Or the occasional hurricane. Here is Emily Yaeger with the story of this famous coffee shop. And this one we're doing on location, so you'll have to be dealing with the sounds and the feel of being in Cafe Du Monde. You know, a lot of people pay some good money to go to a jazz brunch, but you can come here and spend $3.75 and get just as good of an experience, in my opinion. So I guess it's kind of a complicated answer about when I started working here. My mom's grandfather bought the business in 1942, so partly I've been involved since I was born.
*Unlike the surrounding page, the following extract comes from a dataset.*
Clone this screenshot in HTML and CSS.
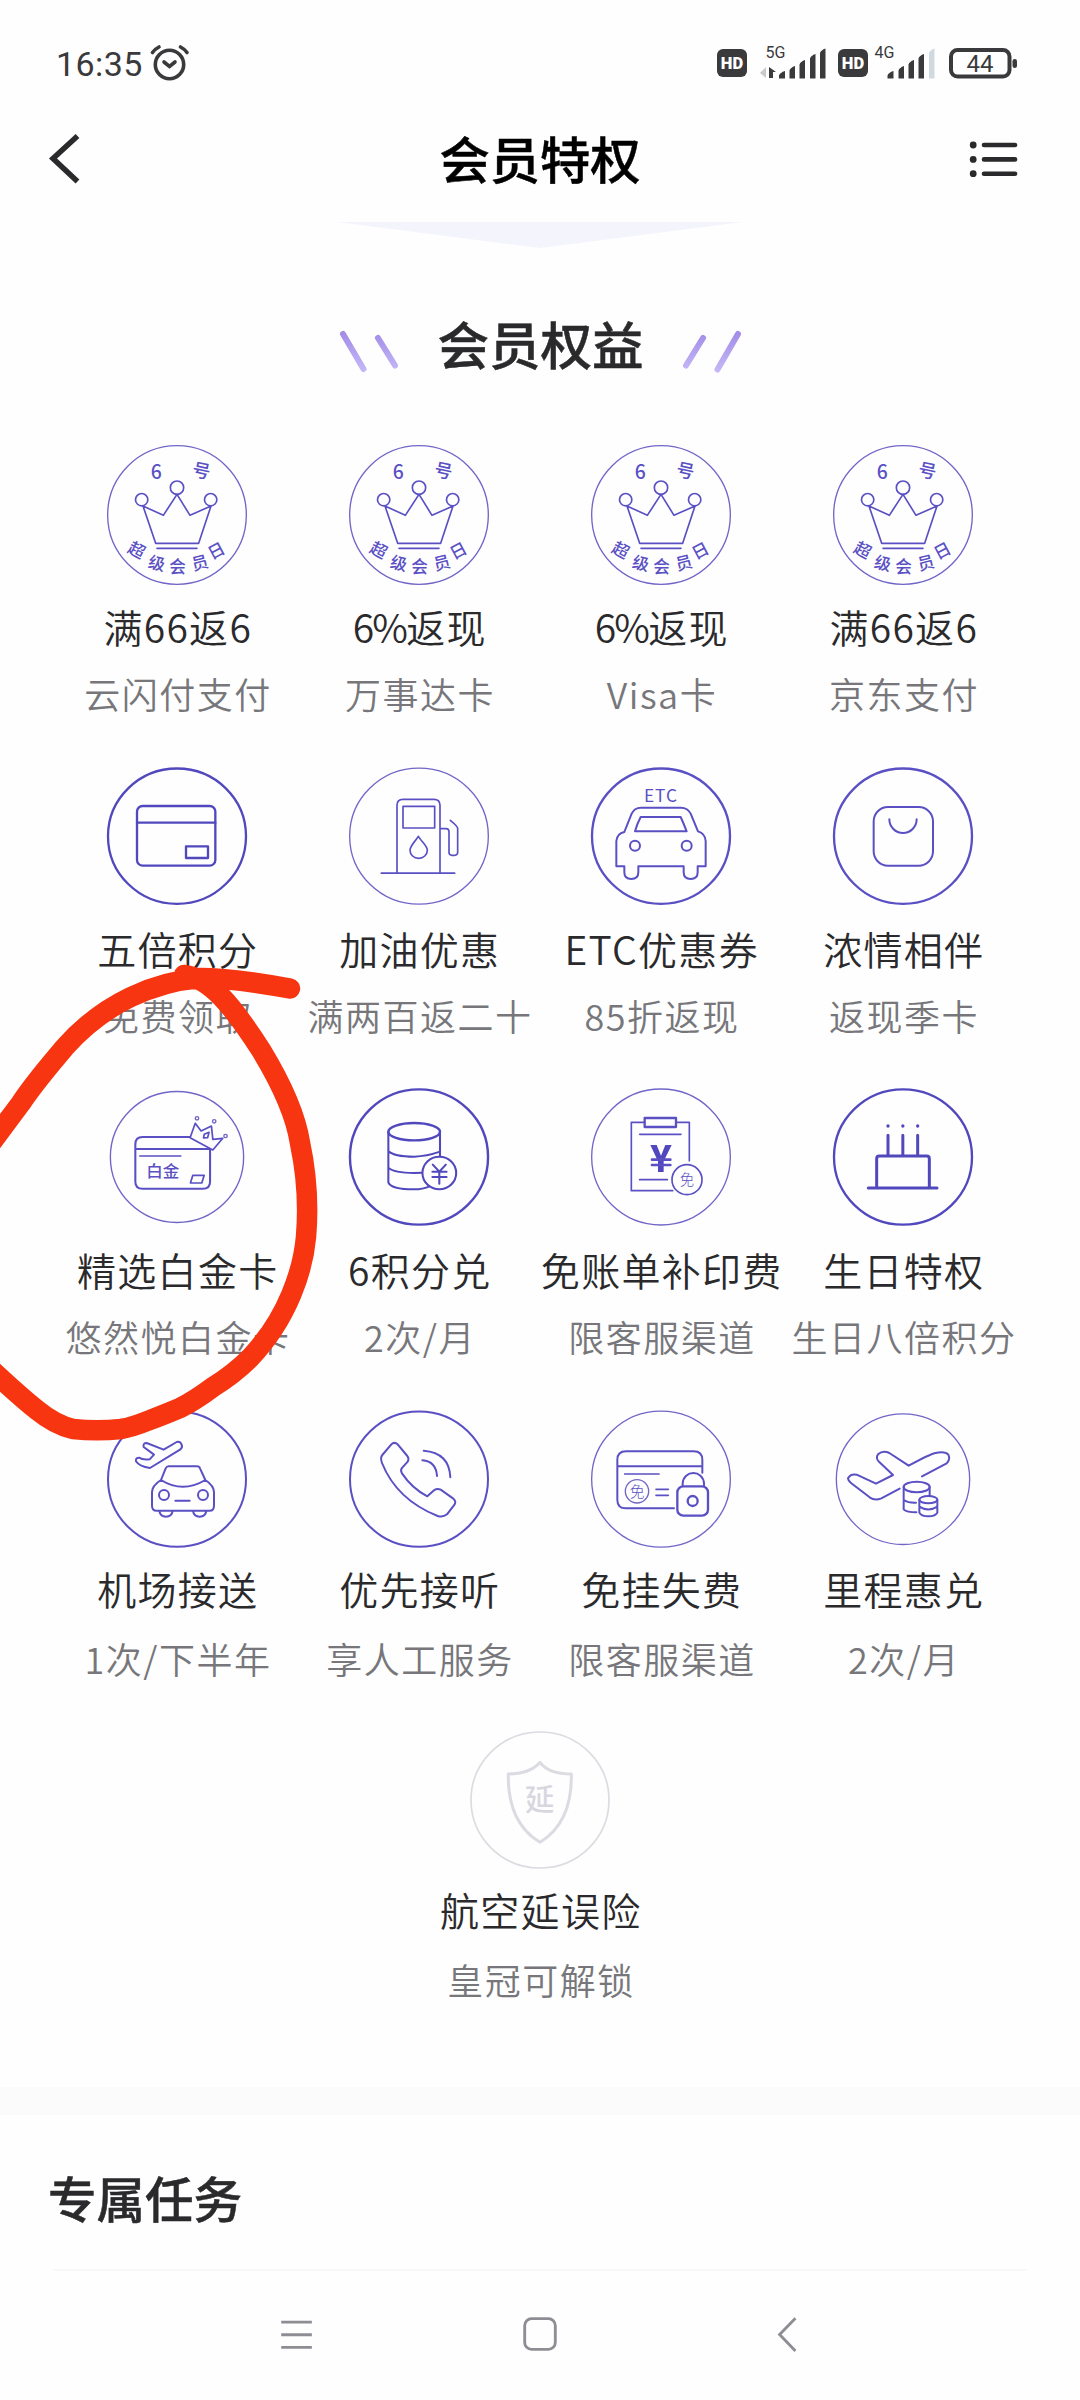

Both my parents work here and my brother and my husband now. So I've been around it my whole life. So what we're sitting in right now is formally called the French Market. Before it was the French Market, it was actually a meat market, and a mile of it was all open market. Obviously, it's very warm, so that couldn't last for a while, and the meat market slowly turned into closer to what it is at the end of the French Market building, which is like little stands that people would buy and vegetable, you know, produce, meat, arts, crafts. We have a lot of different cultures kind of welded together here in New Orleans, so it's a lot of different arts and crafts that people sell in the market.

And then they started to, you know, turn into more of like the formal retail stores in like the 1960s. So Cafe du Monde was originally started in 1862, and we were one of the little coffee stands. So Cafe du Monde is French for Coffee of the World, and it was the coffee served in the 1800s, and we've served it since then.

The people that built this building, that's the Spanish, and then the French came shortly after the Spanish, which is why we get those melds of culture here, and the French, specifically the Acadians, brought the beignet over. You know, everybody always asks about our coffee and chicory blend. That blend is due to the World War, so coffee was really hard to ship over, especially the French blend type coffee. And so they started blending chicory, which comes from the root of an endive plant, and they started blending the chicory to add in because it has a similar coffee taste, but it's not coffee. So it's kind of a substitute to give it that coffee taste while kind of halving the coffee, and now it's a lot of people's preference, mine included. People love the coffee chicory taste. So we started with the coffee, and they would have bread served with the coffee.

Coffee in New Orleans is an all-day, everyday thing. We start and end our day with coffee, and so it just kind of turned into the breads and stuff, turned into the beignet when the French brought it over, and now I would say the beignet is the staple of New Orleans. So all of our beignets are handmade, and as soon as they're made, they get fried.

So we never refrigerate or freeze. Everything is made on the spot, and of course it's the only food item that we sell, so we're just constantly making it. That's all we do all day long is make beignets. So the beignets started, I couldn't even give you an exact date. I want to say it was the early 1900s, and it said that coffee and beignets has just become the smart thing to do in New Orleans, and obviously it's a very simple food.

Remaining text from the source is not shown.